In our previous blog, we discussed the importance of setting realistic importance in building accountability in process improvement. Another crucial part of building accountability is to positively reinforce changes. If you want people to take ownership of your processes, they have to be motivated to do it.
According to the authors of Applied Behavior Analysis, John Cooper, Timothy Heron, and William Heward, positive reinforcement is the most important and widely applied principle of behavior analysis. That is how powerful and motivating positive reinforcement is. Here are ways you can positively reinforce changes to build accountability within your team:
#1 Share positive customer stories in your day-to-day operations
What better way to motivate your employees to perform well than to let them know that what they do makes a difference to other people, especially your customers? Research shows that 76% of employees who think their work impacts customers find their job meaningful.

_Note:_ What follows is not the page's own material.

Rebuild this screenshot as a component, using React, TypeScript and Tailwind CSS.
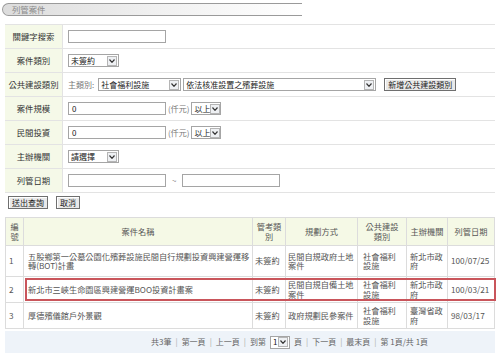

Find ways to let management and employees share how newly improved processes are making better customer experiences. It could be as simple as sharing positive customer stories in your Kudos Channel in your company’s team messaging app.
Celebrate small wins with your team. When your team’s morale is high, they are more likely to take ownership of your processes and live up to or even exceed expectations.
#2 Continue coaching in your day-to-day leadership
As mentioned in the previous blog, processes won’t get perfectly executed right away. You have to provide support to your team members by coaching them—reminding them of the process and continuing to block a process if you see a defect.
Along with coaching is calling on leadership. The reason leadership is powerful is to show seriousness and importance. For instance, you can have someone in a leadership position in your organization send a biweekly video giving updates on where you are in your process improvement efforts as well as the things you are hearing.
#3 Continue training consistently
Giving your team additional training is another way to positively reinforce changes in process improvement. This also provides an opportunity where you can touch base on things that are going well and things that are falling a little short.
Training shouldn’t happen just when something new is being implemented. The organization should be continually assessing where the operation is falling short and have consistent training to bridge the gaps in understanding.
In this work of process improvement, we believe people are whole and complete, and they’re doing their best. When people aren’t following processes there’s always a reason, and you have to find out what that reason is. It could be that they need a better understanding of the importance of this work or they might need more support.
Whatever the reason, what can truly help in making sure your people are taking ownership and responsibility for your processes is positive reinforcement.
You are not just asking your employees to get something done and pulling things together. You are asking them to ensure that they deliver the same level of quality work every time. When you choose to highlight the things they are doing right and provide them support instead of questioning their ability to follow processes, you put them in a better position to succeed.